この週末、レース1から着実にチーム力を上げてきたことをご覧に入れられたと思いますし、やっとレースらしいレースができたと思います。レース2に関しては少し悔しい結果となりましたが、チームとしては着実に前進していることを感じられましたし、前戦鈴鹿でのできごと以来、今回チームとして大きな一体感を感じられることができました。鈴鹿で思い切ってレース2に出る決断をしたことが、こうして繋がっているのだと思っています。あの時決断したことは間違ってないと感じましたし、本当に良かったと思いました。次戦はスポーツランドSUGOでのレースとなりますが、個人的に大好きなコースです。昨年のSUPER GTでも良いレースができましたし、岩手県出身なので、自分が初めてモータースポーツという世界に触れたサーキットでもあります。今回のレース2は4位という結果で、次戦はハンデもなくなります。SUGOでのレースに向けてしっかり準備をして、表彰台の頂点、優勝という結果にぜひとも繋げていきたいですね。

横溝直輝 選手
Twitter:@NaokiYokomizo

レース2では性能調整も変わりターボのブーストや重量も増えた中で、セッティングを考えなければいけなかったなか、チームとしてしっかりとまとまることができたと思っています。鈴鹿以来、チームの一体感は日に日に増していると実感しましたし、それに応えるためにも表彰台で終えたかったですね。ただ最後はウエイトが響き、加速で負けてしまいました。そこは少し悔しいです。とはいえ、レース1では2位を獲ることができましたし、Yogibo Racingとして初めての表彰台をプレゼントできました。

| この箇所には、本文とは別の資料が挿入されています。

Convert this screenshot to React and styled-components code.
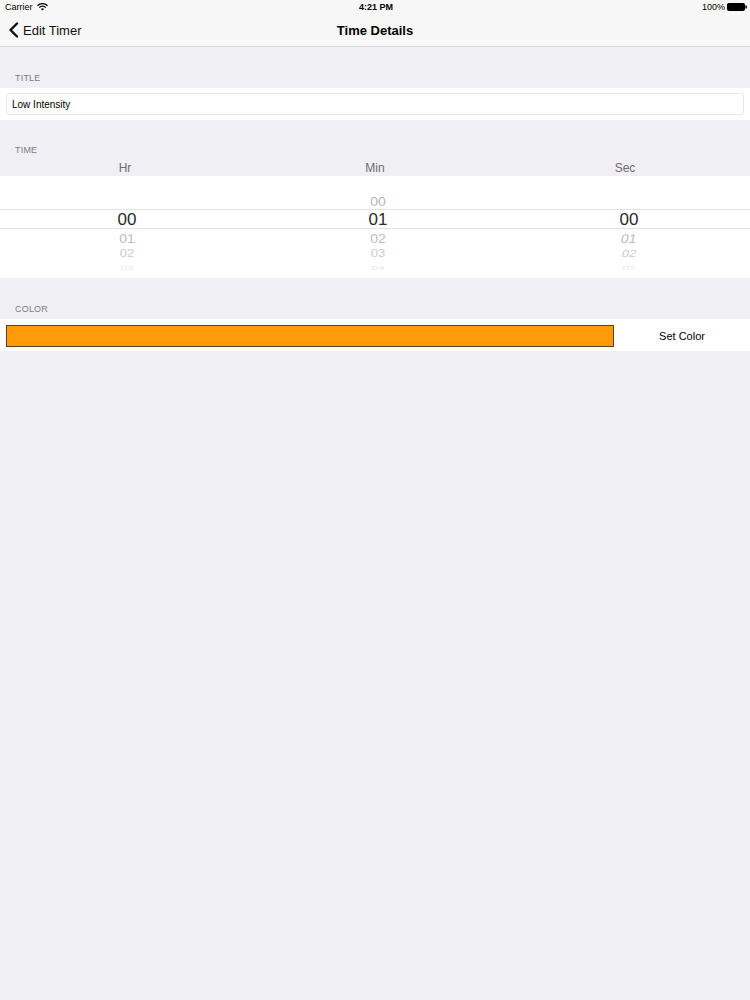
import React from 'react'
import styled, { createGlobalStyle } from 'styled-components'

const GlobalStyle = createGlobalStyle`
  html, body {
    margin: 0;
    padding: 0;
    background: #efeff4;
    font-family: "Liberation Sans", Arial, sans-serif;
    color: #000;
  }
`;

const Page = styled.div`
  width: 750px;
  min-height: 1000px;
  background: #efeff4;
`;

const TopBar = styled.div`
  background: #f7f7f8;
  border-bottom: 1px solid #d8d8dc;
  height: 46px;
`;

const StatusBar = styled.div`
  height: 14px;
  display: grid;
  grid-template-columns: 1fr auto 1fr;
  align-items: center;
  padding: 0 3px 0 5px;
  font-size: 9px;
`;

const StatusLeft = styled.div`
  display: flex;
  align-items: center;
  gap: 4px;
`;

const StatusRight = styled.div`
  display: flex;
  justify-content: flex-end;
  align-items: center;
  gap: 2px;
`;

const Clock = styled.div`
  font-weight: bold;
  font-size: 9px;
`;

const NavBar = styled.div`
  height: 32px;
  display: grid;
  grid-template-columns: 1fr auto 1fr;
  align-items: center;
  padding: 0 8px;
`;

const BackButton = styled.div`
  display: flex;
  align-items: center;
  gap: 4px;
  font-size: 13px;
  color: #111;
`;

const NavTitle = styled.div`
  font-size: 13px;
  font-weight: bold;
`;

const SectionHeader = styled.div`
  font-size: 9px;
  color: #7d7d82;
  letter-spacing: 0.2px;
  text-transform: uppercase;
  padding: 0 15px;
  height: ${(p) => p.h}px;
  display: flex;
  align-items: flex-end;
  padding-bottom: ${(p) => p.pb || 5}px;
  box-sizing: border-box;
`;

const Cell = styled.div`
  background: #fff;
  padding: ${(p) => p.pad || '0'};
  display: flex;
  align-items: center;
`;

const TextField = styled.div`
  flex: 1;
  height: 22px;
  border: 1px solid #e8e8ec;
  border-radius: 3px;
  box-sizing: border-box;
  display: flex;
  align-items: center;
  padding-left: 5px;
  font-size: 10px;
`;

const Columns = styled.div`
  display: grid;
  grid-template-columns: repeat(3, 1fr);
  text-align: center;
`;

const UnitRow = styled(Columns)`
  height: 16px;
  align-items: center;
  font-size: 12px;
  color: #6d6d72;
`;

const Picker = styled.div`
  background: #fff;
  height: 102px;
  padding-top: 16px;
  box-sizing: border-box;
`;

const PickerRow = styled(Columns)`
  height: ${(p) => p.h}px;
  align-items: center;
  font-size: ${(p) => p.size}px;
  color: ${(p) => p.color};
  border-top: ${(p) => (p.selected ? '1px solid #e4e4e8' : 'none')};
  border-bottom: ${(p) => (p.selected ? '1px solid #e4e4e8' : 'none')};
  box-sizing: border-box;
  overflow: visible;
`;

const Digit = styled.span`
  display: inline-block;
  transform: ${(p) => p.tf || 'none'};
  opacity: ${(p) => p.op ?? 1};
`;

const Swatch = styled.div`
  width: 608px;
  height: 22px;
  background: #fe9b06;
  border: 1px solid #5a4322;
  box-sizing: border-box;
`;

const SetColor = styled.div`
  flex: 1;
  text-align: center;
  font-size: 11px;
`;

const Wifi = () => (
  <svg width="11" height="8" viewBox="0 0 11 8">
    <path d="M0.5 2.8 A7 7 0 0 1 10.5 2.8" stroke="#000" strokeWidth="1.3" fill="none" />
    <path d="M2.3 4.6 A4.4 4.4 0 0 1 8.7 4.6" stroke="#000" strokeWidth="1.3" fill="none" />
    <path d="M5.5 7.6 L3.9 6.1 A2.3 2.3 0 0 1 7.1 6.1 Z" fill="#000" />
  </svg>
);

const Battery = () => (
  <svg width="20" height="8" viewBox="0 0 20 8">
    <rect x="0.5" y="0.5" width="17" height="7" rx="1" fill="#000" stroke="#000" />
    <rect x="18.3" y="2.5" width="1.5" height="3" fill="#000" />
  </svg>
);

const Chevron = () => (
  <svg width="11" height="16" viewBox="0 0 11 16">
    <path d="M9 1.5 L2.5 8 L9 14.5" stroke="#111" strokeWidth="2.4" fill="none" strokeLinecap="round" strokeLinejoin="round" />
  </svg>
);

const rows = [
  { h: 17, size: 14, color: '#b6b6bb', tf: 'scaleY(0.9)', vals: ['', '00', ''] },
  { h: 20, size: 17, color: '#2a2a2a', selected: true, vals: ['00', '01', '00'] },
  { h: 17, size: 14, color: '#b9b9be', tf: 'scaleY(0.9)', vals: ['01', '02', '01'], op: 0.95 },
  { h: 15, size: 13, color: '#c4c4c8', tf: 'scaleY(0.8)', vals: ['02', '03', '02'], op: 0.85 },
  { h: 14, size: 12, color: '#dcdcdf', tf: 'scaleY(0.5)', vals: ['03', '04', '03'], op: 0.6 },
];

const colShift = ['translateX(2px)', 'translateX(3px)', 'translateX(4px)'];
const skew = ['', '', ' skewX(-12deg)'];

const App = () => {
  return (
    <Page>
      <GlobalStyle />
      <TopBar>
        <StatusBar>
          <StatusLeft>
            <span>Carrier</span>
            <Wifi />
          </StatusLeft>
          <Clock>4:21 PM</Clock>
          <StatusRight>
            <span>100%</span>
            <Battery />
          </StatusRight>
        </StatusBar>
        <NavBar>
          <BackButton>
            <Chevron />
            <span>Edit Timer</span>
          </BackButton>
          <NavTitle>Time Details</NavTitle>
          <div />
        </NavBar>
      </TopBar>

      <SectionHeader h={41}>Title</SectionHeader>
      <Cell pad="5px 6px 5px 6px">
        <TextField>Low Intensity</TextField>
      </Cell>

      <SectionHeader h={40}>Time</SectionHeader>
      <UnitRow>
        <span>Hr</span>
        <span>Min</span>
        <span>Sec</span>
      </UnitRow>
      <Picker>
        {rows.map((r, i) => (
          <PickerRow key={i} h={r.h} size={r.size} color={r.color} selected={r.selected}>
            {r.vals.map((v, j) => (
              <span key={j}>
                <Digit
                  op={r.op}
                  tf={`${colShift[j]} ${r.tf || ''}${r.selected ? '' : skew[j]}`}
                >
                  {v}
                </Digit>
              </span>
            ))}
          </PickerRow>
        ))}
      </Picker>

      <SectionHeader h={41}>Color</SectionHeader>
      <Cell pad="6px 0 4px 6px">
        <Swatch />
        <SetColor>Set Color</SetColor>
      </Cell>
    </Page>
  );
};

export default App;
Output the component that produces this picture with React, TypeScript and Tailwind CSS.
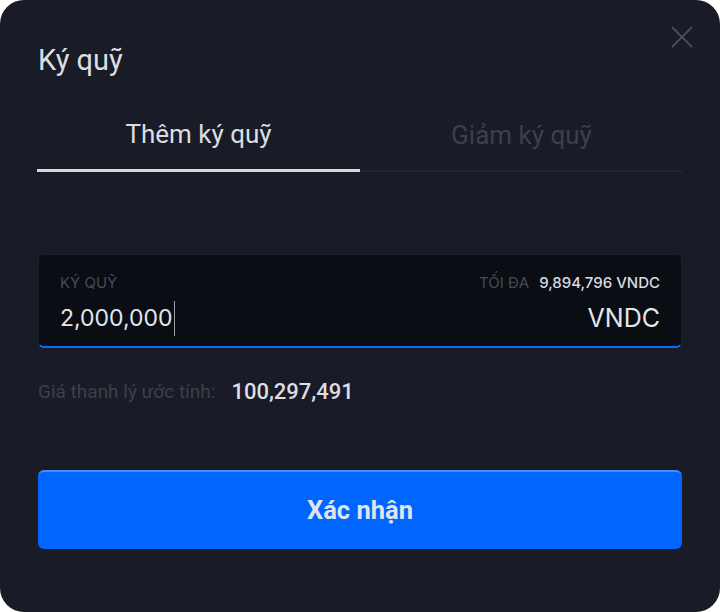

土曜まですごく苦しいなかだったので、そのなかで2位を獲れたことで、みんなのモチベーションも上がったと思います。しかしチャンピオンを争うためには、今後もさらに性能調整とのバランスを探っていかなければいけませんね。

藤波清斗 選手
Twitter:@fujinamikiyoto

まずレース2については惨敗でした。申し訳ない気持ちですね。6台にも抜かれてしまいましたが、こんな経験はひさびさでした。性能調整も厳しく、ウエイトも重かったので、ライバルたちの速さの前に、可能な限りの抵抗をしましたが、最終的に横溝選手に負担をかけてしまったので、そこは反省点です。もう少し自分が前の順位なら表彰台もあり得たと思っています。とはいえクルマも悪くないですし、エンジニアさんも進化させてくれています。チームとして確実に前進していると感じる週末になったと思います。チームが良いパッケージをもっているのは間違いないですし、今回はチームとして初めての表彰台を獲得することができました。チームと横溝選手と一緒に、優勝をプレゼントできるよう、次戦も頑張っていきたいと思います。


Information

『シリーズランキング3位!』

7月24日(日)のレース2では、第2ラウンドの鈴鹿で大きなダメージを負ってしまったYogibo Racingにフェラーリ488 GT3 EVOを貸与してくれた前澤友作さんが富士スピードウェイを訪れ、チームを激励した。鈴鹿でのクラッシュでSROのレギュレーションや保険の問題など、さまざまな障壁が立ちはだかったが、木村代表や芳賀監督の交渉と決断、そして様々な方の協力があり、富士のレースのグリッドに並ぶことが出来た。今回の出来事はYogibo Racingの一体感をさらに大きく高め、第3ラウンドの表彰台という結果に繋がることになった。第4ラウンドのSUGOでは1位を狙って行きたい。